• [Your objective] From the listing below, pull each line that includes "screenshot".

======== Data extract

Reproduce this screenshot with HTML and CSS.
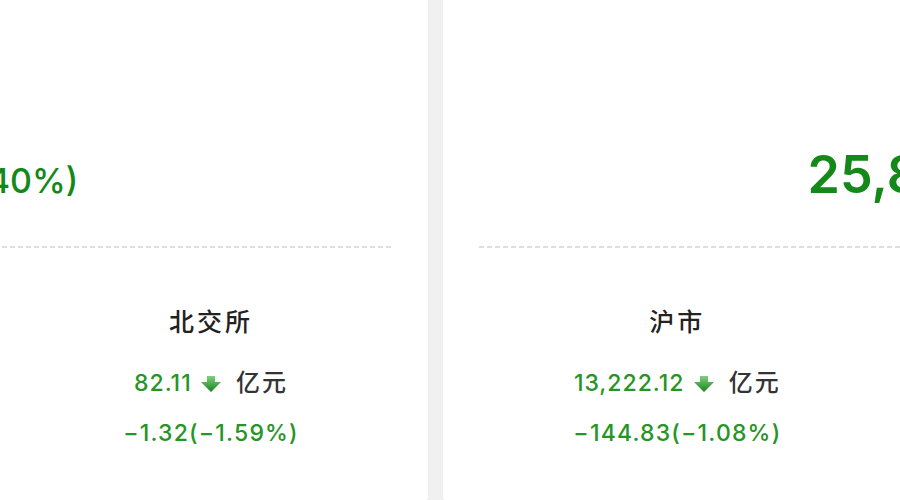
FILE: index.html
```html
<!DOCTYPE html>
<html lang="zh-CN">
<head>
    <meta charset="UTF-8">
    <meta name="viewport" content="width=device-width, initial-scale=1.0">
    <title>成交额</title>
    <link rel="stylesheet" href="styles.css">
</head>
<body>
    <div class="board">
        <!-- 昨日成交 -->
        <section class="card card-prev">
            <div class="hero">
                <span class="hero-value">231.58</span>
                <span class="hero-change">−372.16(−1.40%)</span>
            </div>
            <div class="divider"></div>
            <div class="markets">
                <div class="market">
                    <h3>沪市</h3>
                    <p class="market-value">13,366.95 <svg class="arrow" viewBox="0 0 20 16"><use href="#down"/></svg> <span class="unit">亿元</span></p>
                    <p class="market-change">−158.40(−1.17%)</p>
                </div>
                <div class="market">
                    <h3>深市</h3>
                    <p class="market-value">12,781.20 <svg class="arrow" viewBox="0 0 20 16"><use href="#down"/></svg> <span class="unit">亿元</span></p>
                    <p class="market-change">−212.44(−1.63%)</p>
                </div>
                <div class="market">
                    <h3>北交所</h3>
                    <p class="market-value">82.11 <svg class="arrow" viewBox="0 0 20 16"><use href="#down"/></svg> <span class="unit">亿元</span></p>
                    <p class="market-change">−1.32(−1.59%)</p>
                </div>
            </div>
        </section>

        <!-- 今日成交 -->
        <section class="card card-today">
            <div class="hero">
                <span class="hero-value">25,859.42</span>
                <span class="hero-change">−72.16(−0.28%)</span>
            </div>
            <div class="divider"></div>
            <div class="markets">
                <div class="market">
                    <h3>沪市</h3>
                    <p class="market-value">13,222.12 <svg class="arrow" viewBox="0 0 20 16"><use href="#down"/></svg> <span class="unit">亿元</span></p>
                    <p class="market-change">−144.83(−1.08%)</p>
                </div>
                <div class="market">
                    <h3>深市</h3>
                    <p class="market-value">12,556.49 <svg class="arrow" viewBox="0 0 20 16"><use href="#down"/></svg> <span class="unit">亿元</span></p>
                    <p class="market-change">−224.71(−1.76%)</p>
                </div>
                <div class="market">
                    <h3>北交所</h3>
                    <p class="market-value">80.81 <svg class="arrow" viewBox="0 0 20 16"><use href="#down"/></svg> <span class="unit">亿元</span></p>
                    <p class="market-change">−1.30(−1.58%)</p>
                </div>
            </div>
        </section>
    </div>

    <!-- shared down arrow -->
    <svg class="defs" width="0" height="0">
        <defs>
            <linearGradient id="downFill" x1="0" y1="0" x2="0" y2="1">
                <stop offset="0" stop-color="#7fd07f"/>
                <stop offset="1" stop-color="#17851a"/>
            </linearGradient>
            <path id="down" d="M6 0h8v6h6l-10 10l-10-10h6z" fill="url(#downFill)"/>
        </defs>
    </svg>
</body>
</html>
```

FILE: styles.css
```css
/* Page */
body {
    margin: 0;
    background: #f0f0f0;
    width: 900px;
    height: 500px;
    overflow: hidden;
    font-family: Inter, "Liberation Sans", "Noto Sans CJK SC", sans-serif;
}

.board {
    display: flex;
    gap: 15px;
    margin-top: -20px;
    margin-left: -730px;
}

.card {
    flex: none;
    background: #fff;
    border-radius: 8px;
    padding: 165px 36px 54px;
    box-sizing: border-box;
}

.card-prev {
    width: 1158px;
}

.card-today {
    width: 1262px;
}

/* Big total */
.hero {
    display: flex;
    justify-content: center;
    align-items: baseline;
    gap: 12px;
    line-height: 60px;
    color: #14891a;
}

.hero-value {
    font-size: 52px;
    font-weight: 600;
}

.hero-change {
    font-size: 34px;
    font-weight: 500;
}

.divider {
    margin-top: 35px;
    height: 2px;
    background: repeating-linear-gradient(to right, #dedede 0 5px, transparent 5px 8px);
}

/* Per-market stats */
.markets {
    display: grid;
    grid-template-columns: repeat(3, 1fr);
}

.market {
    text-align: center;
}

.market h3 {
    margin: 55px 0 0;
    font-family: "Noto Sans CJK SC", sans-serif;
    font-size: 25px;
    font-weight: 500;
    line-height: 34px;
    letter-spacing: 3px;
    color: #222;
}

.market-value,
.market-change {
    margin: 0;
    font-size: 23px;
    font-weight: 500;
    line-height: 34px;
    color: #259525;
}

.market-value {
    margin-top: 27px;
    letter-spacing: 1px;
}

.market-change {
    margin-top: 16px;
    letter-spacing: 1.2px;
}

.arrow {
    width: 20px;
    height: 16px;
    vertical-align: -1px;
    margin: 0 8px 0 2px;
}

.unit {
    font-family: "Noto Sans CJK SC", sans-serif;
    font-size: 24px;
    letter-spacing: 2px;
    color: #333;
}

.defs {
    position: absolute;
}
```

================
======== Data extract

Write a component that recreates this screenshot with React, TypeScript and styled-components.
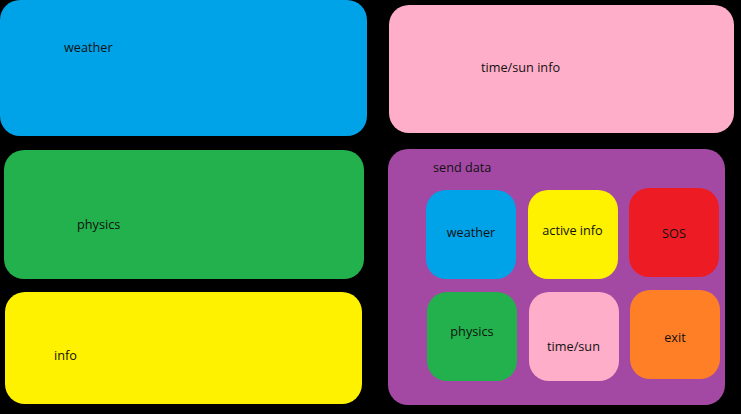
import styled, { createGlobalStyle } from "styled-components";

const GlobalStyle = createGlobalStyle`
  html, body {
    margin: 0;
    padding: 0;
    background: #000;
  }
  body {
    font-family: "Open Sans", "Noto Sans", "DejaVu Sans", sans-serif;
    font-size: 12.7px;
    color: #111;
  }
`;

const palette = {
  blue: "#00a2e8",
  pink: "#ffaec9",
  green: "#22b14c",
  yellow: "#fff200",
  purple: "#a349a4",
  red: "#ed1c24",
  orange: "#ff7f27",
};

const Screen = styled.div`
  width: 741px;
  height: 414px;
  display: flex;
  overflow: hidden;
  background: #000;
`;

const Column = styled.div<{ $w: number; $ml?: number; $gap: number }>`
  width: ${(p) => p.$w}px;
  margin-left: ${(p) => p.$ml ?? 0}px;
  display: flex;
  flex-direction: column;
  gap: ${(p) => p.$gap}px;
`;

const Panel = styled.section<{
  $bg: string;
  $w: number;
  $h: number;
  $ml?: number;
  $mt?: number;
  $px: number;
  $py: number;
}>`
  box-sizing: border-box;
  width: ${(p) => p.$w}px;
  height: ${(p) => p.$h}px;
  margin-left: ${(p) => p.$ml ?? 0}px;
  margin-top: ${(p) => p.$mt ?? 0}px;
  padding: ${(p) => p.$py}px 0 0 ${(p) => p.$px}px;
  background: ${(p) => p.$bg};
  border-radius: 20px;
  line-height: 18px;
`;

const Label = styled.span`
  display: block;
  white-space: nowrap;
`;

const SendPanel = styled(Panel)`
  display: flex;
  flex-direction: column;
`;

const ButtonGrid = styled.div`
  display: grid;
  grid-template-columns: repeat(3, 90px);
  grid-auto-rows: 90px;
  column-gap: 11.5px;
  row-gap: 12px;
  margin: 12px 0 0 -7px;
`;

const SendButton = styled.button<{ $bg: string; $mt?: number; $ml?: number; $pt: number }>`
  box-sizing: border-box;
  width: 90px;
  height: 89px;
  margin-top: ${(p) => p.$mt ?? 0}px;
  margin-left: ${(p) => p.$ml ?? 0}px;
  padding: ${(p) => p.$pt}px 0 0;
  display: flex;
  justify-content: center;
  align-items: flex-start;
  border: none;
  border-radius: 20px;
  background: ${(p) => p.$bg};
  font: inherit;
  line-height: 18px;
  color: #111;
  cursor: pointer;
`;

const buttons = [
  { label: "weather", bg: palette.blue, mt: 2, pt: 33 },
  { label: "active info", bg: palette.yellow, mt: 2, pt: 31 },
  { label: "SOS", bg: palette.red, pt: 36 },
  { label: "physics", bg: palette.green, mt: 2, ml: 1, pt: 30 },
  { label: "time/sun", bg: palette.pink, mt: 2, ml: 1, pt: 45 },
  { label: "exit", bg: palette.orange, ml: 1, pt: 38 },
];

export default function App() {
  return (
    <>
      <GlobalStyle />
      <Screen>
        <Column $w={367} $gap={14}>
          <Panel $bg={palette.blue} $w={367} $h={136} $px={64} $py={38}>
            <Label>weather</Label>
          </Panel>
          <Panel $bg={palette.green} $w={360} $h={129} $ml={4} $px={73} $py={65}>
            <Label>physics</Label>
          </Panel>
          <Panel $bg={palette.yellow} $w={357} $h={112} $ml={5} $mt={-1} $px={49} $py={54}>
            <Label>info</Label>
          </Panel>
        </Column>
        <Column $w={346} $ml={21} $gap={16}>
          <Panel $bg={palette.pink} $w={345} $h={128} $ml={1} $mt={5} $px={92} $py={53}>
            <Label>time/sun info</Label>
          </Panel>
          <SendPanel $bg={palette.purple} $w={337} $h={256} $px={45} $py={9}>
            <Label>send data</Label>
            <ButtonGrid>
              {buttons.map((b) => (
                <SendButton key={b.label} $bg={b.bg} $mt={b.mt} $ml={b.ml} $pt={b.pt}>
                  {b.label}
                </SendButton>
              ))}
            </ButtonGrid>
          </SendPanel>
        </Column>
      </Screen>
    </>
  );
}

================
======== Data extract

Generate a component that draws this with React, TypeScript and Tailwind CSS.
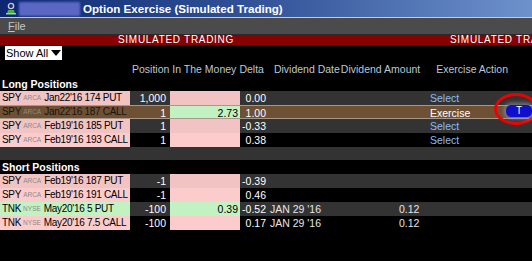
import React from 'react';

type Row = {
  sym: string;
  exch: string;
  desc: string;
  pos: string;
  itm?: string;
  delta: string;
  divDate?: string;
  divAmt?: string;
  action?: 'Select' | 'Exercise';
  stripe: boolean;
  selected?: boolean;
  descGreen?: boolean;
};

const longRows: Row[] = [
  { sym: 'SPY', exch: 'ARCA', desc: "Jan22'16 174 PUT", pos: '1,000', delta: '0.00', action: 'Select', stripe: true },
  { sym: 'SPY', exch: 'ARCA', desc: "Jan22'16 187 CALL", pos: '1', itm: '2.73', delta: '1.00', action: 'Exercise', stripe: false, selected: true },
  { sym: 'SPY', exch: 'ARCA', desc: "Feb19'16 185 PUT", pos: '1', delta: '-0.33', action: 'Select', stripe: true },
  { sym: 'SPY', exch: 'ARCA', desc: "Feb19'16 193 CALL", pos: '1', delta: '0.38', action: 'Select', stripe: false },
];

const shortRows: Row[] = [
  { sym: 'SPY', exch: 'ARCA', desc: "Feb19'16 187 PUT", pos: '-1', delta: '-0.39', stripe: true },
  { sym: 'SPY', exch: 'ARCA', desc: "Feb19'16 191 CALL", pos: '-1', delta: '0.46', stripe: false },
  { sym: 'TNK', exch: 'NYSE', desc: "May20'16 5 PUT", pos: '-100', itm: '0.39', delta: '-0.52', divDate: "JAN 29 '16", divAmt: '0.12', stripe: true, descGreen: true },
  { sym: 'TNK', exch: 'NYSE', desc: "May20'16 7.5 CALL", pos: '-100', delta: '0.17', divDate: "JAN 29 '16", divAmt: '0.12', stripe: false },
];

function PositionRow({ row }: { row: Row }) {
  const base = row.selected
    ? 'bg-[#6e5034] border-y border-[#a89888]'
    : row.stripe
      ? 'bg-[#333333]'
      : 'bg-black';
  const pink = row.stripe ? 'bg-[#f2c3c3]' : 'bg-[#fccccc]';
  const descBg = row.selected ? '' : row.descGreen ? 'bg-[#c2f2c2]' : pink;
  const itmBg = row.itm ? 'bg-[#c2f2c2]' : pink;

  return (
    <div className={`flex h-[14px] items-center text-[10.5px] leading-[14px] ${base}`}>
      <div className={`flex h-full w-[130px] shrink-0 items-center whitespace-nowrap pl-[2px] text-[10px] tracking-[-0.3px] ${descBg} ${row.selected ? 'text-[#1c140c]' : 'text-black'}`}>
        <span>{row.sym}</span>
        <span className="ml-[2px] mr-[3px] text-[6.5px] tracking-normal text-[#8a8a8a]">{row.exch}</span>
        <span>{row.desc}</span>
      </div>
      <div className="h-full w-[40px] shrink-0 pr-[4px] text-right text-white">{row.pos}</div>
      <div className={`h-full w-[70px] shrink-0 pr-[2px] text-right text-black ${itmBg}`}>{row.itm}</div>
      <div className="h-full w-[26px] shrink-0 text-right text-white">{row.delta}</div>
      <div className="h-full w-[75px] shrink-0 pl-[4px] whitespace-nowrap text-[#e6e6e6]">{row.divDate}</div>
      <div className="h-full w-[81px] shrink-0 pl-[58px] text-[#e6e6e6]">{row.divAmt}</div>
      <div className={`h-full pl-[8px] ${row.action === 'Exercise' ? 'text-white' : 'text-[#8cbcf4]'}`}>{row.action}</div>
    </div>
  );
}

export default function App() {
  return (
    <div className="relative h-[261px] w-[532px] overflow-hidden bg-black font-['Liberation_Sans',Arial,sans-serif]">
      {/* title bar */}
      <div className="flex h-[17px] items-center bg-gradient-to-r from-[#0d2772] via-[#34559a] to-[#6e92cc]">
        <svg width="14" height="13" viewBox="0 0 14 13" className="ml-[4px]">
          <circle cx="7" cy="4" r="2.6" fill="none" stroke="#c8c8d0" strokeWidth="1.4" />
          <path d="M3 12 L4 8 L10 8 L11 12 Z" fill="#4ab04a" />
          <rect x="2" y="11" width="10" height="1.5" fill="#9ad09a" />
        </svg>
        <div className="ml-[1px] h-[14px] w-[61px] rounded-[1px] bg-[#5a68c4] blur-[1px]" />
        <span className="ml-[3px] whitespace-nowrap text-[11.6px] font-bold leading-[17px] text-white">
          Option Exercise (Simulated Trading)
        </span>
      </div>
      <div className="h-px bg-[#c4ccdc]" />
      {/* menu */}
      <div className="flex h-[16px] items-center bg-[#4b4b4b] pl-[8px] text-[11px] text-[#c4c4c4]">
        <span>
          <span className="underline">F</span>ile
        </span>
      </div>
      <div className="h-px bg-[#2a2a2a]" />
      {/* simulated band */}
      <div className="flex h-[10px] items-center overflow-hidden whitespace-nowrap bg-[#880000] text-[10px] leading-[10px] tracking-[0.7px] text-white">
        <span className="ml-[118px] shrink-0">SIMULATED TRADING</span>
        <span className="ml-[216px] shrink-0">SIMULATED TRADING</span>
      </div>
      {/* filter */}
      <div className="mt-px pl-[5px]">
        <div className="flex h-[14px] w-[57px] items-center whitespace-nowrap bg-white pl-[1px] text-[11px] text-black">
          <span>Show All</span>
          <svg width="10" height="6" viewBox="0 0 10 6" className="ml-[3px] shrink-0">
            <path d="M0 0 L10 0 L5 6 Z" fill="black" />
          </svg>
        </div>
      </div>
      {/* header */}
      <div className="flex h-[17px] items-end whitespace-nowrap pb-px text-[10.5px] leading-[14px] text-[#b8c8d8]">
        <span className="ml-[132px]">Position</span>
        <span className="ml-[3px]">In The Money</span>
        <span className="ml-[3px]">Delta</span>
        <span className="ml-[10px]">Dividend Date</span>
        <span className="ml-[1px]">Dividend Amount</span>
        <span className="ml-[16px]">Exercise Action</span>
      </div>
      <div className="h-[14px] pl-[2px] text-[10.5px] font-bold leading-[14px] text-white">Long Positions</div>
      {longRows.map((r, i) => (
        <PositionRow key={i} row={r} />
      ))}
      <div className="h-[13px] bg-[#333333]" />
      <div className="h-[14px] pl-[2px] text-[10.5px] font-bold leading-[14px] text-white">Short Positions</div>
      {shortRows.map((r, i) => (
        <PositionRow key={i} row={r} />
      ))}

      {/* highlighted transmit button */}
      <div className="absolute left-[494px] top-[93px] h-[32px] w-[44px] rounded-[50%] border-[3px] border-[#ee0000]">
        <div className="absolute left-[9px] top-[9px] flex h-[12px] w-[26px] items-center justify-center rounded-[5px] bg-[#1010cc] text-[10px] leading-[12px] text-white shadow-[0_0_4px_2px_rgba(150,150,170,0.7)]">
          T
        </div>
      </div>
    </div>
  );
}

================

• [Exercise output]
Reproduce this screenshot with HTML and CSS.
Write a component that recreates this screenshot with React, TypeScript and styled-components.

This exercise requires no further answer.